I am a web designer and sometimes developer in the Milwaukee area. I created beautiful, standards compliant webpages that are not only usable, but deliciously delightful. Check out my portfolio.

  • The Case For Semantic HTML

    First, to understand why we should use semantic HTML, we need to understand it. It its most simplest form, semantic HTML is using HTML the way it was designed to be used. Sounds simple enough? I think so; yet the majority of pages out there are not written semantically. If they’ve even progressed to tableless (and so many haven’t) then they’re div heavy and have no meaning semantically. A div is just a page division, and should be used as such, not a generic holding container.

    Instead, we should be working towards marking up code based on the content. If something is a block of text that resembles a paragraph, then the p tag should be used. If it needs some extra positioning or style changes, then it should be applied to that tag, not an additional div or span thrown around it and the styling set on that.

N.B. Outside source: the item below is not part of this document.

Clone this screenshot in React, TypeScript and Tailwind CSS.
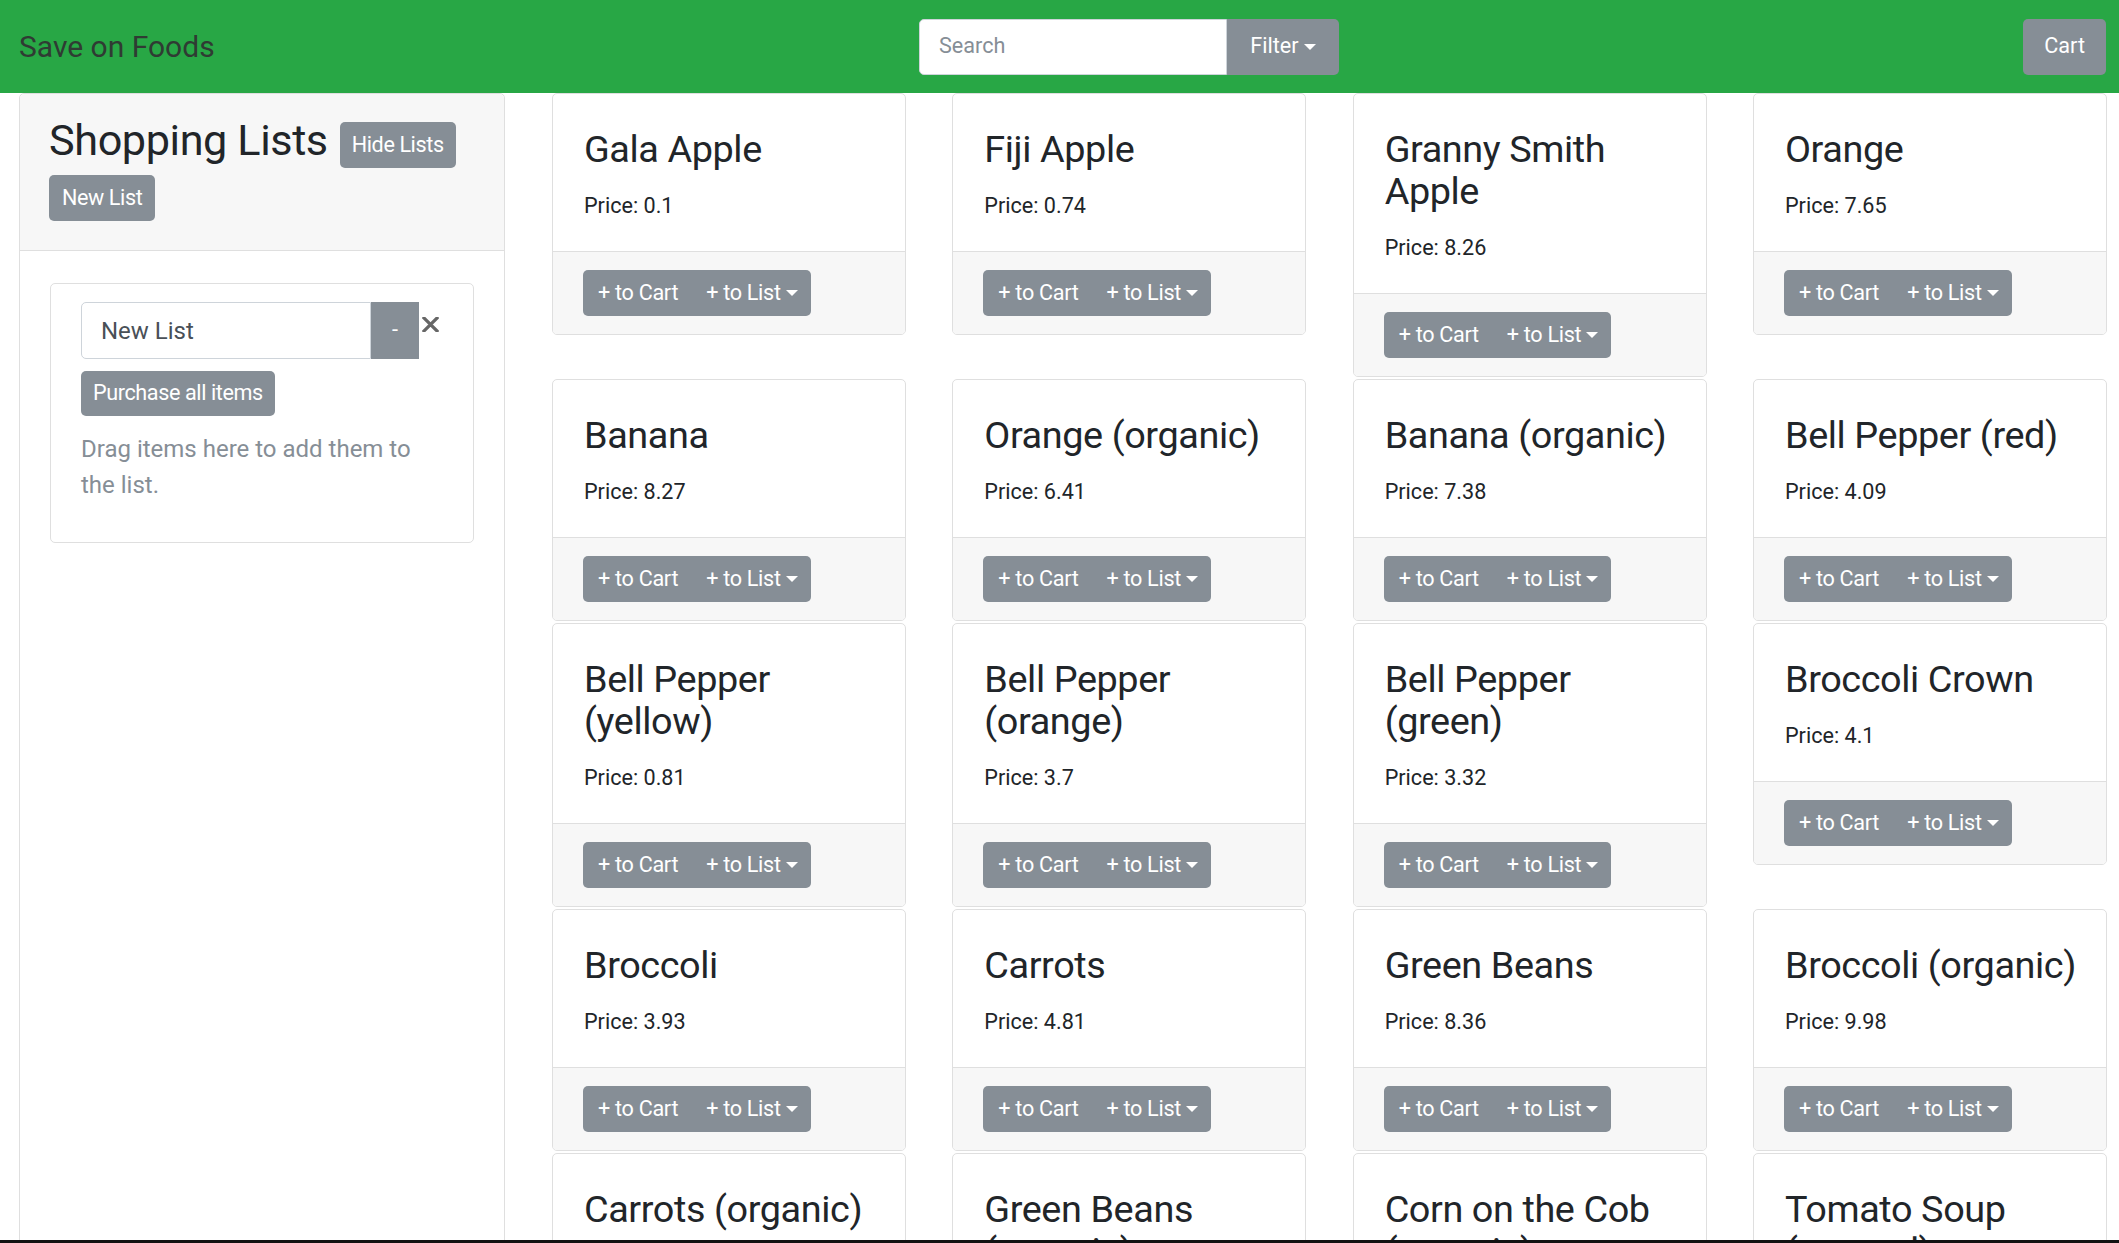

    So now we understand what it is, we can talk about why its important.

    • Search engine “friendly”. Already one step towards search engine optimization.
    • Easier to validate. If you use a div as an actual page division, it is highly unlikely you’ll use it incorrectly in, say, a paragraph.
    • Easier for multiple people to work on. If everyone is coding the same way, and the code makes logical sense with the content, then anyone can easily pick up where someone else left off without spending hours trying to figure out what the other person was doing.
    • Future proofing. If we’re coding semantically, we’re more likely to have our code continue to work in future browsers because we’re using it as the standards defined. If we’re not using the correct HTML, we run the risk of our code not working as we originally intended if a browser becomes more strict.
    • Prepare for web 3.0, the semantic web. It is believed that the next phase of the web will be the semantic web, where all data is defined by what it contains. For example, we won’t see paragraphs, we’ll see paragraphs about old houses. Likely, xhtml will gravitate more like xml with descriptive tags. For example, a shopping cart might have a <product> tag and in that, a <price> tag. Starting to use current xhtml semantically prepares us for that transition.XHTML 2 is abandoned, sadly.
    • Page load time. According to Yahoo, extra DOM objects will slow down a page. So the more extraneous divs you have, and the more problems you’re going to have in the long run with page load times. For small sites with minimal visitors, this might not be such a bad thing, but larger sites with heavy traffic could see a big impact.

    It amazes me in today’s day and age there is still any question about the value of writing semantic markup. Yet read the comments over at Smashing Magazine and you can see how many people out there not only don’t get it, but argue vehemently about why the wrong way is better. Yet if you want to make flexible, long lasting sites, this is the only way to do it. Its all right there in the w3c specs.